Second, under the Constitutional checks and balances, everyone in the senate, particularly its president, are subject to the authority of the Courts, and the senate regulations specifically recognize this authority under Section 6.1(q). So for the Mad Führer to avoid being served a judicial order to appear before the Supreme Court in order to babble incoherently about his colonic whim barring the press is not only illegal, it is a further violation of the same senate regulations he pretends to use, specifically Section 6.1(t).

Third, the Mad Führer may claim--and he has--that he is "complying" under Section 6.1(w) with the "informing the public" requirement under the State Digital Law of 2000, which requires all senate proceedings, bills and reports to be made available on the Internet. However, that Law is in ADDITION to the Constitutional right of the public to be informed of government proceedings by the press, NOT a substitution. Strike three, Mad Dog, and because you seem the kind of guy who doesn't get it and never will, that means you have struck out.

The problem here is not the banning of the press: it is Rivera. He has acted unilaterally before, from Election Night 2008 (also known as "The Night the Shit REALLY Hit the Fan"), when he openly defied the newly-elected (non)governor and vociferated his plans for the incoming government (a close cousin to "incoming stink bomb.") He showed his (dirty) hands again and again by blocking nominations for personal reasons and at other times shoving them through without regard to parliamentary procedures and regulations be damned. He is a Mad Dog with delusions of adequacy, a rabid cur with the fuzzy intelligence and emotional maturity of a bright 4-year old. Who's been hit in the head one too many times.

The Mad Führer cultivates his image of "strong man politico" by being unpredictable and forceful. In some hands, this is a strategy. In Rivera's hands, it's merely the natural result of being below-average in brains and maturity, where "strategy" is reduced to being louder and cruder, where "smart" means being stupid enough to plunge ahead like a...mad dog.

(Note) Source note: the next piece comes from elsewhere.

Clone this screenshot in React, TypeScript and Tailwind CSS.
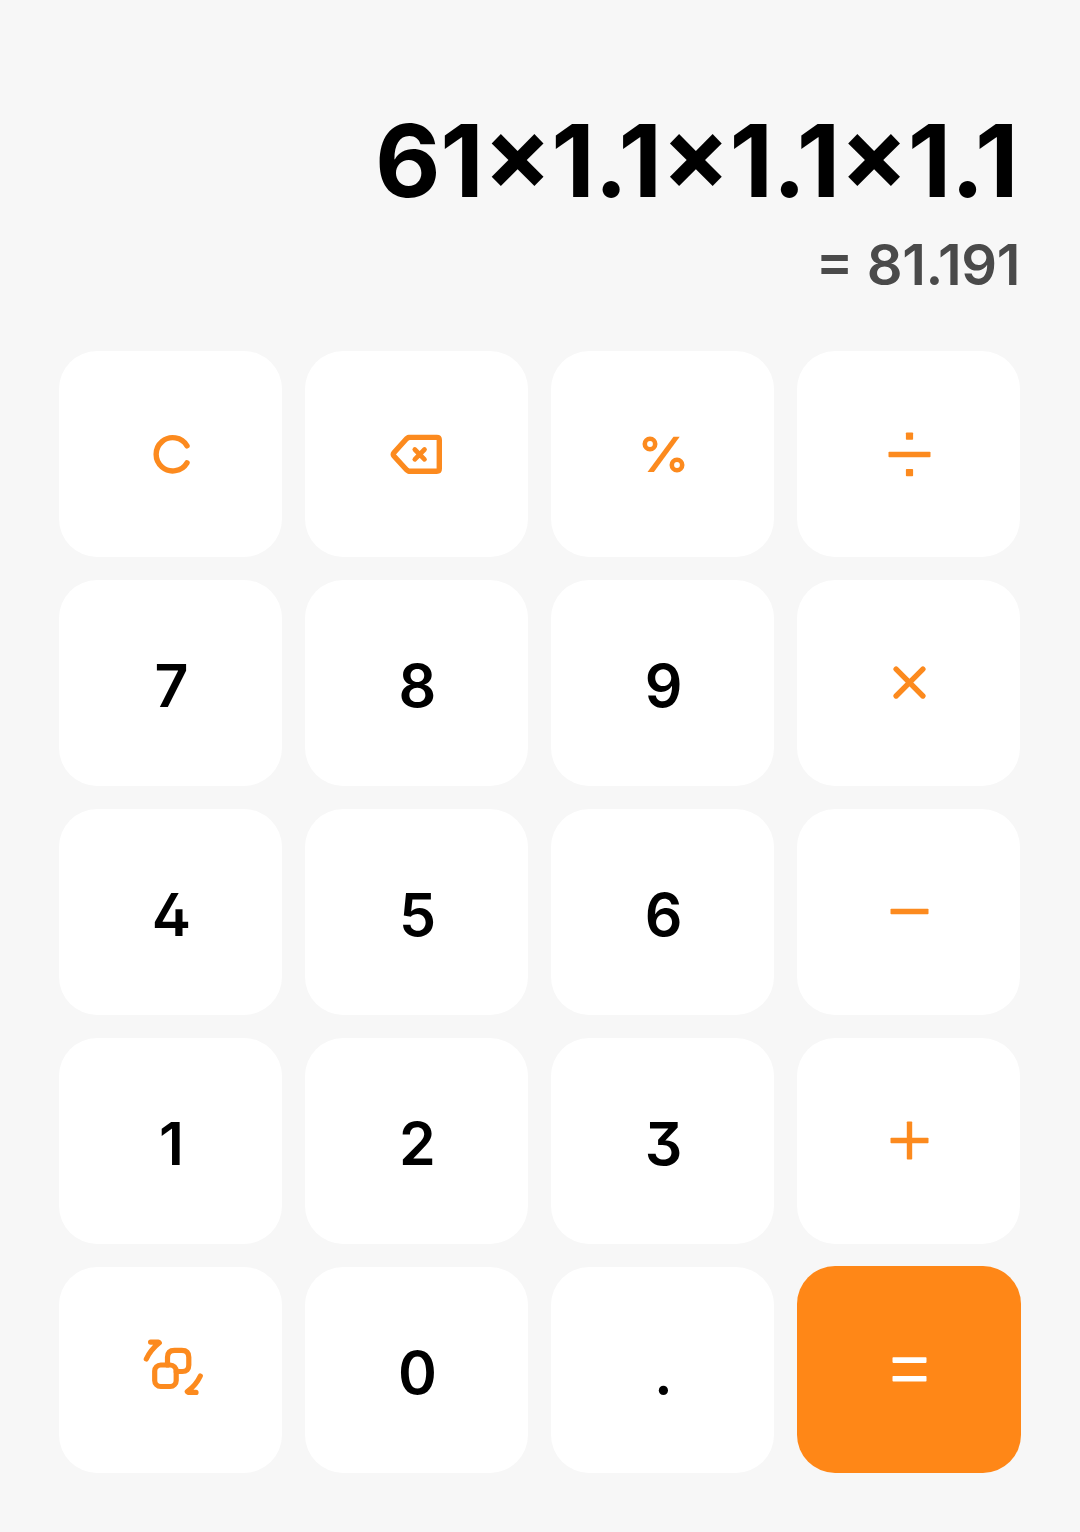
import React from 'react';

// Every icon is drawn on the same 64px box with its origin in the middle
const KeyIcon = ({ children }: { children: React.ReactNode }) => {
    return (
        <svg
            className="h-16 w-16"
            viewBox="-31.5 -32 64 64"
            fill="none"
            stroke="currentColor"
            strokeWidth={5.4}
            strokeLinecap="round"
            strokeLinejoin="round"
            aria-hidden="true"
        >
            {children}
        </svg>
    );
};

const ClearIcon = () => (
    <KeyIcon>
        <path d="M16.5 -8.2A16.6 16.6 0 1 0 16.5 8.8" />
    </KeyIcon>
);

const BackspaceIcon = () => (
    <KeyIcon>
        <path d="M-7.8 -16.6H20.3Q22.8 -16.6 22.8 -14.1V14.7Q22.8 17.2 20.3 17.2H-7.8L-10 15.8L-22.6 2Q-23.8 .4 -22.6 -1.2L-10 -15.2Z" />
        <path strokeWidth={4.7} d="M-1.7 -4.5L8 5.3M8 -4.5L-1.7 5.3" />
    </KeyIcon>
);

const PercentIcon = () => (
    <KeyIcon>
        <circle cx="-12.5" cy="-10" r="5.2" strokeWidth={4.6} />
        <circle cx="14.5" cy="11" r="5.2" strokeWidth={4.6} />
        <path
            fill="currentColor"
            stroke="none"
            d="M11 -17.3H17.2L-8.6 18H-15Z"
        />
    </KeyIcon>
);

const DivideIcon = () => (
    <KeyIcon>
        <g fill="currentColor" stroke="none">
            <rect x="-20" y="-2.2" width="42" height="5.4" rx=".8" />
            <rect x="-2.6" y="-21.5" width="7.2" height="7.2" rx=".8" />
            <rect x="-2.6" y="15" width="7.2" height="7.2" rx=".8" />
        </g>
    </KeyIcon>
);

const MultiplyIcon = () => (
    <KeyIcon>
        <path d="M-12.4 -13.8L14.4 13M14.4 -13.8L-12.4 13" />
    </KeyIcon>
);

const MinusIcon = () => (
    <KeyIcon>
        <g fill="currentColor" stroke="none">
            <rect x="-18" y="-3.2" width="38" height="5.4" rx=".8" />
        </g>
    </KeyIcon>
);

const PlusIcon = () => (
    <KeyIcon>
        <g fill="currentColor" stroke="none">
            <rect x="-18" y="-3.2" width="38" height="5.4" rx=".8" />
            <rect x="-1.7" y="-19.5" width="5.4" height="38" rx=".8" />
        </g>
    </KeyIcon>
);

const EqualsIcon = () => (
    <KeyIcon>
        <g fill="currentColor" stroke="none">
            <rect x="-16" y="-12.7" width="34" height="5.6" rx=".8" />
            <rect x="-16" y="6" width="34" height="5.6" rx=".8" />
        </g>
    </KeyIcon>
);

const ConvertIcon = () => (
    <KeyIcon>
        <g strokeWidth={5.2}>
            <rect x="-15.8" y="-5" width="21.5" height="21.5" rx="6" />
            <path d="M-3 -5V-12.7Q-3 -19.7 4 -19.7H11.3Q18.3 -19.7 18.3 -12.7V-5Q18.3 1.5 11.8 1.5H5.7" />
            <path d="M-24.2 -11Q-20.1 -20 -11.2 -27.2L-12.1 -27.9H-19.9" />
            <path d="M29.8 6Q25.7 15 16.8 21.6L17.7 22.4H25.5" />
        </g>
    </KeyIcon>
);

type Key = {
    label: string;
    icon?: React.ReactNode;
    type?: 'digit' | 'operator' | 'primary';
};

const keys: Key[] = [
    { label: 'Clear', icon: <ClearIcon />, type: 'operator' },
    { label: 'Backspace', icon: <BackspaceIcon />, type: 'operator' },
    { label: 'Percent', icon: <PercentIcon />, type: 'operator' },
    { label: 'Divide', icon: <DivideIcon />, type: 'operator' },
    { label: '7' },
    { label: '8' },
    { label: '9' },
    { label: 'Multiply', icon: <MultiplyIcon />, type: 'operator' },
    { label: '4' },
    { label: '5' },
    { label: '6' },
    { label: 'Subtract', icon: <MinusIcon />, type: 'operator' },
    { label: '1' },
    { label: '2' },
    { label: '3' },
    { label: 'Add', icon: <PlusIcon />, type: 'operator' },
    { label: 'Convert', icon: <ConvertIcon />, type: 'operator' },
    { label: '0' },
    { label: '.' },
    { label: 'Equals', icon: <EqualsIcon />, type: 'primary' },
];

const keyStyles = {
    digit: 'bg-white text-black',
    operator: 'bg-white text-[#fc8a1e]',
    primary: '-mt-px -mr-px h-[207px] bg-[#ff8717] pr-px text-white',
};

const KeyButton = ({ label, icon, type }: Key) => {
    return (
        <button
            type="button"
            aria-label={label}
            className={`flex min-h-[206px] items-center justify-center rounded-[38px] ${
                keyStyles[type || 'digit']
            }`}
        >
            {icon || (
                <span className="pt-1 pl-0.5 text-[59px] leading-none font-[560]">
                    {label}
                </span>
            )}
        </button>
    );
};

const Display = ({
    expression,
    result,
}: {
    expression: string;
    result: string;
}) => {
    return (
        <div className="flex h-[351px] flex-col items-end pt-[110px]">
            <p className="mr-[2px] text-[101px] leading-[100px] font-bold tracking-[-0.5px] text-black">
                {expression}
            </p>
            <p className="mt-[27px] text-[56px] leading-[56px] font-semibold tracking-[-0.4px] text-[#4a4a4a]">
                = {result}
            </p>
        </div>
    );
};

export default function App() {
    return (
        <main className="h-[1532px] w-[1080px] overflow-hidden bg-[#f7f7f7] pr-[60px] pl-[59px] font-['Inter',sans-serif] [font-feature-settings:'calt','cv02','cv09']">
            <Display expression="61×1.1×1.1×1.1" result="81.191" />
            <div className="grid grid-cols-4 gap-[23px]">
                {keys.map((key) => (
                    <KeyButton key={key.label} {...key} />
                ))}
            </div>
        </main>
    );
}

He won't stop until he is treated like the figurative mad dog he is. The problem is defined: the solution is obvious. It's a matter of time before someone implements it...figuratively, if not literally.


The Jenius Has Spoken.


Update: 7:12 PM: A few hours after posting this, citizen groups protesting at the Capitol Building against the actions of the Mad Führer and the disgusting wreck of a government he and (non)governor Luis "The Larva" Fortuño are inflicting upon Us entered into direct confrontation with the local Police. Tear gas and beatings ensued, along with property damage of Police equipment and several people have been wounded. That the protests have gotten out of hand is a shame, but that they are happening, that they should continue to happen and so long as the damage is confined to ruining political careers rather than property or lives, then I for one urge the protesters to give 'em hell, upside the head and with malice aforethought. There's only one way to stop a Mad Dog and its pack of curs, so to coin a phrase: Yes We can.

BEST line in the ongoing blog over at endi.com (same link as above): 
5:46 p.m. - A pasos de la Constitución de Puerto Rico, el superintendente de la Policía, José Figueroa Sancha, tildó a los estudiantes de “delincuentes”.  

5:46 p.m.--Just steps from the Puerto Rico Constitution (in the Capitol Building's lobby), the Police Superintendent of Puerto Rico, José Figueroa Sancha, called the (protesting) students "delinquents."

For the record, The Jenius calls Sancha Panza a plusperfect idiot.

Update: 10:52 PM: Lest you think I only propose violence as a solution, here are 198 Methods of Nonviolent Action. And Sancha Panza is still a plusperfect idiot.